His most famous poem, “The Hound of Heaven,” (excerpts of which were read earlier in the Gathering) describes Thompson’s poetic and opium influenced sense that God was always out to find him, chasing after him like a hound at the hunt. We have already established, I hope, that God doesn’t chase us down to force us to become what we are unwilling to become. Instead, God is within each of us, and when we wrestle with God about our destinies, we are wrestling with the God who never leaves us, not the God as outside force who chases us down like a dog.
There are three of Jesus’ parables about lost things from the Gospel of Luke. Many of you know one or more of these stories. There’s a lost sheep. There’s a lost coin, and there’s a lost son. In the first two cases, the person who lost something can go out in search for it. A shepherd, though leaving the other sheep vulnerable, searches for the sheep that is lost. The woman who loses one of only ten coins she has to her name can search high and low until she finds the lost coin. But in the third parable in the trilogy, a father’s son leaves him and home, and the father who is a symbol for God in the poignant parable cannot go out in search of his son. His love for the son stays the same, but he knows that he can’t go out in search of a son who has said, “My place is elsewhere in this world.” All the father can do, which is exactly what he does in the parable, is wait for the son to return. There is no guarantee that he will return. None at all.
Good news, though. Indeed the son does wake up one morning in a pig sty rooting around with the hogs for a bite or two of some pea pods thrown out for that day’s nourishment. Suddenly, he has a clear vision of who he was, and who he could have been had he stayed with who and what he’d been raised to be. The vision was now altered, but the going back home part was not. He knew that they only place where life could ever be even half of what it had been was back at home. That vision will not let go of him until he is back in his father’s presence expecting a reprimand, but instead gets the place of honor at a family feast.
The brilliant Thompson surely had a vision of his own wholeness, undergirded by divine love. This is where he longed to be in life, where he saw himself at his best. This is what he knew down deep he was capable of becoming under the right circumstances, circumstances that tragically never came around long enough for Francis Thompson to hold on to; or so he thought.
You might be interested in knowing his poem, “The Hound of Heaven,” is the source for the phrase, “with all deliberate speed.” This was used by the Supreme Court in Brown, case II, which has been referred to as “the remedy phase of the famous decision on school desegregation.”
What human need has gripped you in terms of your ability to help? That is your calling. Will you embrace it or run from it? Will you own it or swim away from it as if swimming away from God Godself? The vision may chase you; God will not. God will love you, whatever you decide.

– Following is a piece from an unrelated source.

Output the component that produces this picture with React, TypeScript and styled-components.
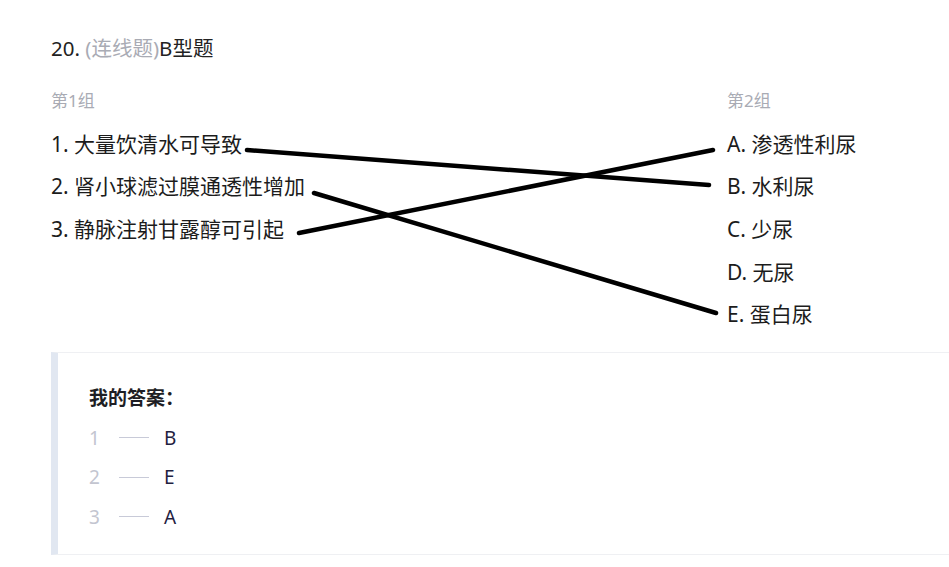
import React from "react";
import styled, { createGlobalStyle } from "styled-components";

const GlobalStyle = createGlobalStyle`
  html, body {
    margin: 0;
    padding: 0;
    background: #ffffff;
    overflow: hidden;
  }
  body {
    font-family: "Noto Sans", "Noto Sans CJK SC", sans-serif;
    color: #1c1c1c;
  }
`;

const Page = styled.div`
  display: flex;
  flex-direction: column;
  padding: 34px 0 0 51px;
`;

const Title = styled.div`
  font-size: 20.5px;
  line-height: 28px;
  color: #222222;
`;

const TypeTag = styled.span`
  color: #a9abb4;
`;

const Matching = styled.div`
  position: relative;
  display: flex;
  margin-top: 18px;
`;

const Column = styled.div<{ $width?: number }>`
  display: flex;
  flex-direction: column;
  width: ${(p) => (p.$width ? `${p.$width}px` : "auto")};
  flex-shrink: 0;
`;

const GroupLabel = styled.div`
  height: 42.7px;
  line-height: 42.7px;
  font-size: 17px;
  color: #a9abb4;
`;

const Item = styled.div`
  height: 42.7px;
  line-height: 42.7px;
  font-size: 21px;
  color: #1c1c1c;
  white-space: nowrap;
`;

const Links = styled.svg`
  position: absolute;
  left: 0;
  top: 0;
  pointer-events: none;
`;

const AnswerBox = styled.div`
  margin-top: 16px;
  width: calc(100vw - 51px);
  border-top: 1px solid #eff0f3;
  border-bottom: 1px solid #eff0f3;
  border-left: 7px solid #e1e7f1;
  padding: 31px 0 17px 31px;
  box-sizing: border-box;
  display: flex;
  flex-direction: column;
`;

const AnswerHeading = styled.div`
  font-size: 19px;
  line-height: 28px;
  font-weight: 700;
  color: #1e1e24;
  margin-bottom: 6px;
`;

const AnswerRow = styled.div`
  display: flex;
  align-items: center;
  height: 39.5px;
  font-size: 19px;
`;

const AnswerNum = styled.span`
  width: 30px;
  color: #c3c5d0;
`;

const Dash = styled.span`
  width: 30px;
  height: 1px;
  background: #c8cad8;
  margin-right: 15px;
`;

const AnswerLetter = styled.span`
  color: #1f2140;
`;

const left = ["1. 大量饮清水可导致", "2. 肾小球滤过膜通透性增加", "3. 静脉注射甘露醇可引起"];
const right = ["A. 渗透性利尿", "B. 水利尿", "C. 少尿", "D. 无尿", "E. 蛋白尿"];
const answers = [
  ["1", "B"],
  ["2", "E"],
  ["3", "A"],
];

const lines = [
  [196, 70, 658, 105],
  [263, 113, 665, 233],
  [248, 153, 662, 70],
];

export default function App() {
  return (
    <>
      <GlobalStyle />
      <Page>
        <Title>
          20. <TypeTag>(连线题)</TypeTag>B型题
        </Title>
        <Matching>
          <Column $width={676}>
            <GroupLabel>第1组</GroupLabel>
            {left.map((t) => (
              <Item key={t}>{t}</Item>
            ))}
          </Column>
          <Column>
            <GroupLabel>第2组</GroupLabel>
            {right.map((t) => (
              <Item key={t}>{t}</Item>
            ))}
          </Column>
          <Links width={700} height={260}>
            {lines.map(([x1, y1, x2, y2], i) => (
              <line
                key={i}
                x1={x1}
                y1={y1}
                x2={x2}
                y2={y2}
                stroke="#000"
                strokeWidth={4.5}
                strokeLinecap="round"
              />
            ))}
          </Links>
        </Matching>
        <AnswerBox>
          <AnswerHeading>我的答案：</AnswerHeading>
          {answers.map(([n, l]) => (
            <AnswerRow key={n}>
              <AnswerNum>{n}</AnswerNum>
              <Dash />
              <AnswerLetter>{l}</AnswerLetter>
            </AnswerRow>
          ))}
        </AnswerBox>
      </Page>
    </>
  );
}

O Love that wilt not let me go, I rest my weary soul in thee; I give thee back the life I owe, That in thine ocean depths its flow May richer, fuller be.
O light that foll’west all my way, I yield my flick’ring torch to thee; My heart restores its borrowed ray, That in thy sunshine’s blaze its day May brighter, fairer be.
O Joy that seekest me through pain, I cannot close my heart to thee; I trace the rainbow through the rain, And feel the promise is not vain, That morn shall tearless be.